Check each line of the records below and collect those that include the word "page".

+-------+

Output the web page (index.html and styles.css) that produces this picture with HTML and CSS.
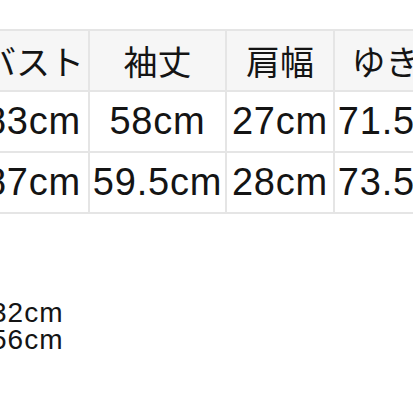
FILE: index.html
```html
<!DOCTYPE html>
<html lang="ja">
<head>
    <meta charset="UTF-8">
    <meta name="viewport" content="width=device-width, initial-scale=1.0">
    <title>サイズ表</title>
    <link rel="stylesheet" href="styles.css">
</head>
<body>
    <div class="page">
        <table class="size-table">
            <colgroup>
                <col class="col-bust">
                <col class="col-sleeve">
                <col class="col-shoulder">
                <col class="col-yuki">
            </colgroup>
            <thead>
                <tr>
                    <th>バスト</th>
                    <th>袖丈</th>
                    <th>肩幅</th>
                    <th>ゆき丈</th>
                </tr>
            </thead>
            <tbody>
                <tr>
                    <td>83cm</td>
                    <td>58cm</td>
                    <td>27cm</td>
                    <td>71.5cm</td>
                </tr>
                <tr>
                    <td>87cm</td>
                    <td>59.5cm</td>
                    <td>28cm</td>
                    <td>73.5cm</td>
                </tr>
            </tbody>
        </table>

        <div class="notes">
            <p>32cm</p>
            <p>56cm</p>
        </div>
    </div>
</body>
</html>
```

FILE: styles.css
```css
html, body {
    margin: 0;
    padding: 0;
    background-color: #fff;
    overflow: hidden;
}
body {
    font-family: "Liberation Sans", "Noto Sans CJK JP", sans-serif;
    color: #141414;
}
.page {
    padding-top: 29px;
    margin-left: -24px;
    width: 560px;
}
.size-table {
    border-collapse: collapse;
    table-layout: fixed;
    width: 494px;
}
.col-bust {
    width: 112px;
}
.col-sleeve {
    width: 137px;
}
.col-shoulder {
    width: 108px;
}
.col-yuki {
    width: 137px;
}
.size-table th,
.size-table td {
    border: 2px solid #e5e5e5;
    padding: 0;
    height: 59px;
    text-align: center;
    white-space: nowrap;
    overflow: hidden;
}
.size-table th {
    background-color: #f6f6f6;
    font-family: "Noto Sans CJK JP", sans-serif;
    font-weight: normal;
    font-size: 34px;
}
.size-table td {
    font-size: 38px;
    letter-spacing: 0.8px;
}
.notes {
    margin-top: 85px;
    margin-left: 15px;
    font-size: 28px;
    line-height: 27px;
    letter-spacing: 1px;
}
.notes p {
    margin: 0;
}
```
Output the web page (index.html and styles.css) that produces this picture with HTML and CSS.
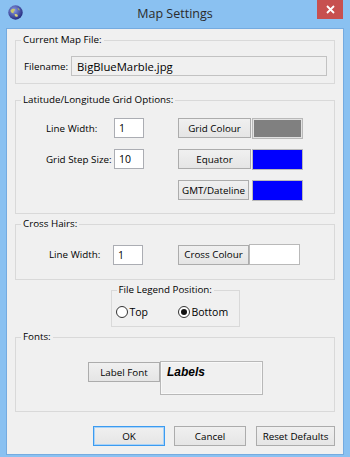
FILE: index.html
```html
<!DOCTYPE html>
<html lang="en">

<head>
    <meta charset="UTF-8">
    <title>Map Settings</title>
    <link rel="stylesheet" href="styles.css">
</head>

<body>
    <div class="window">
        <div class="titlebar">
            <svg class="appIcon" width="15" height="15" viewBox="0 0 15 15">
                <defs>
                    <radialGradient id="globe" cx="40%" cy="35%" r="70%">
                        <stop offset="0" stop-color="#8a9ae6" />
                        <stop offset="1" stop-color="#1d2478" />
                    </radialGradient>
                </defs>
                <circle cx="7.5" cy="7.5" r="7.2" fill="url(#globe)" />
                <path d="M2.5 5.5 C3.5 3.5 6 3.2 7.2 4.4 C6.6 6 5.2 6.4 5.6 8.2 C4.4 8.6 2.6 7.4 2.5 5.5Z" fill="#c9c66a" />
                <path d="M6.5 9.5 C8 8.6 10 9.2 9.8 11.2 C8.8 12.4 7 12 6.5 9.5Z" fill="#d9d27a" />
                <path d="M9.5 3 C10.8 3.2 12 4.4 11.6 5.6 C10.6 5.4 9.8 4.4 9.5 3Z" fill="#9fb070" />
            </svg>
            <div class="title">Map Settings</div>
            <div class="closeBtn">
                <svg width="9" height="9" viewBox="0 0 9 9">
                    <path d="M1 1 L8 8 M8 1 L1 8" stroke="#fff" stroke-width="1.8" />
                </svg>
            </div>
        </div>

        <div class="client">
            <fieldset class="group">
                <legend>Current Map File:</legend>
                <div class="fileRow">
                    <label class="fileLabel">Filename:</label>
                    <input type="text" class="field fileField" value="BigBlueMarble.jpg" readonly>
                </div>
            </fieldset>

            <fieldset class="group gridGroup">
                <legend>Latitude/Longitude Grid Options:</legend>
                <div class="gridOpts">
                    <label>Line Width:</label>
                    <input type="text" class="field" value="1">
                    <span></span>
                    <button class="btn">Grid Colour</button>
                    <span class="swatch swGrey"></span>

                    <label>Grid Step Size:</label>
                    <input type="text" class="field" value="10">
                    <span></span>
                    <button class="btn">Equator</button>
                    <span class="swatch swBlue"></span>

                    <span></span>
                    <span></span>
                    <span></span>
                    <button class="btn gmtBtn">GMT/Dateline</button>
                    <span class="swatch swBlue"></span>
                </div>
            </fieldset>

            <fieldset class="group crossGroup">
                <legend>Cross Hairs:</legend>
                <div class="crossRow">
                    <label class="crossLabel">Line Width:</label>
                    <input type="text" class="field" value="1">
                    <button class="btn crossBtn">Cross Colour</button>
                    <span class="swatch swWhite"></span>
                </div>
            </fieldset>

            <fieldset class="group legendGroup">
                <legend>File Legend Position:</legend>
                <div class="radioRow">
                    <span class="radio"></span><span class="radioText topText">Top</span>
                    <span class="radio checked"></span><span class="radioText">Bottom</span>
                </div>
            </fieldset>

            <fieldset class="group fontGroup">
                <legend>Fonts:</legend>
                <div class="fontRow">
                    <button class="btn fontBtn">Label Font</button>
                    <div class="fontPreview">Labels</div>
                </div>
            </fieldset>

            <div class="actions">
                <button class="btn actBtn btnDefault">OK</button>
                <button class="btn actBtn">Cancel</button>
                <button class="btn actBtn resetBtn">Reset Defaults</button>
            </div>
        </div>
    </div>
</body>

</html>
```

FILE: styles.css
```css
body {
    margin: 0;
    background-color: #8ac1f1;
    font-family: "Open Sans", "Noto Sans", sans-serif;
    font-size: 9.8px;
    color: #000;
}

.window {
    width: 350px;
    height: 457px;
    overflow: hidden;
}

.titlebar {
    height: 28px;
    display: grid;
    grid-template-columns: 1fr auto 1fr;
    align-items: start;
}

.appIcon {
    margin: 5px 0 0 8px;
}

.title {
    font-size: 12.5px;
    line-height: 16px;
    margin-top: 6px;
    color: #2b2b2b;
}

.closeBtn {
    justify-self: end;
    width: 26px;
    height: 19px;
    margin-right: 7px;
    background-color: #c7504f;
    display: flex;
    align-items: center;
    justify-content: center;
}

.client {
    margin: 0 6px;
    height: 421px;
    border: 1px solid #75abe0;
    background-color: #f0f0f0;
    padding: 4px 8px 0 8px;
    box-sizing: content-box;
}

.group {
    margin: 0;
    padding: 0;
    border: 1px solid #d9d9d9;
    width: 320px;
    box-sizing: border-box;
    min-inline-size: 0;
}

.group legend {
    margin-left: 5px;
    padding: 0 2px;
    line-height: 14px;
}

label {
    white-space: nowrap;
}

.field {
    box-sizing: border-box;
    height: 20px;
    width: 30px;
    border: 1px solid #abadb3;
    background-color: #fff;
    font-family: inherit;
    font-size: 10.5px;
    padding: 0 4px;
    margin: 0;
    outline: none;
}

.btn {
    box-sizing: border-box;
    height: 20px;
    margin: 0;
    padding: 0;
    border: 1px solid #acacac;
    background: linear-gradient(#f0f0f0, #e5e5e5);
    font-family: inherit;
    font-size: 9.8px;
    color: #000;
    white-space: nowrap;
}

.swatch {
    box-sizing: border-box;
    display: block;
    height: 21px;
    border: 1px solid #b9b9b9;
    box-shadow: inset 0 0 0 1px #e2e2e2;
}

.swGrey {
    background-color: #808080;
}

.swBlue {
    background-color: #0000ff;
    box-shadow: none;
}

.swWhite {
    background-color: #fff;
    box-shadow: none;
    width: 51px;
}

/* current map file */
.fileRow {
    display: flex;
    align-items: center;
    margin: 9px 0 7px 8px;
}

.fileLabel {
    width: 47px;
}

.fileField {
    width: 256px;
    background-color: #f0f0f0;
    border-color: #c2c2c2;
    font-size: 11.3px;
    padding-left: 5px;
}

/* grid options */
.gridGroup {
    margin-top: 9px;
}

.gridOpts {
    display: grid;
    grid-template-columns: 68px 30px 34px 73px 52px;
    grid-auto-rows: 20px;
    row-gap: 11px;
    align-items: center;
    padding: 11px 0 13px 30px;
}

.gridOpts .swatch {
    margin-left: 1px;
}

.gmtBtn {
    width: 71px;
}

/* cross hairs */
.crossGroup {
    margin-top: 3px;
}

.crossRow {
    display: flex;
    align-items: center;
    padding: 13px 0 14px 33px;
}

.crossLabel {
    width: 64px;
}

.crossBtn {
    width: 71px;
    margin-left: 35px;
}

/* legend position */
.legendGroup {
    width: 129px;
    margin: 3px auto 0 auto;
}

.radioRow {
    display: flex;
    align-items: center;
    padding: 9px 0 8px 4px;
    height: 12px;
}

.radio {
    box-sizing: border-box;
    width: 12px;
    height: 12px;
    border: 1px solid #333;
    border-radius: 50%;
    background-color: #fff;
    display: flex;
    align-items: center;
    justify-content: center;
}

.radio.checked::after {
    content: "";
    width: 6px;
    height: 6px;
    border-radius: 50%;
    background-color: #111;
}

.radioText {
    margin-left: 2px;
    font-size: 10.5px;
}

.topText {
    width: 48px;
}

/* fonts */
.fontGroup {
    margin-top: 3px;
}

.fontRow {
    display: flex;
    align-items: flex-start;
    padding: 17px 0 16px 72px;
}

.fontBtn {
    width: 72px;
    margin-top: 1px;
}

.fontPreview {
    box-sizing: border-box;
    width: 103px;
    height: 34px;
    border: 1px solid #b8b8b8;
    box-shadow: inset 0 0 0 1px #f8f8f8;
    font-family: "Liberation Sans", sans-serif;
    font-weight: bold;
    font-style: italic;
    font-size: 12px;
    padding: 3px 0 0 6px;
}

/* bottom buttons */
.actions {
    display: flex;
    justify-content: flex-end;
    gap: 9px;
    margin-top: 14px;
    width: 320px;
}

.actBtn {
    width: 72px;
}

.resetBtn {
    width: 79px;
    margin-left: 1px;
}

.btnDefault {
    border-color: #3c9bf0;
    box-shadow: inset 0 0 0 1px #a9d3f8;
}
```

+-------+

> _Answer_:
Output the web page (index.html and styles.css) that produces this picture with HTML and CSS.
    <div class="page">
.page {
Output the web page (index.html and styles.css) that produces this picture with HTML and CSS.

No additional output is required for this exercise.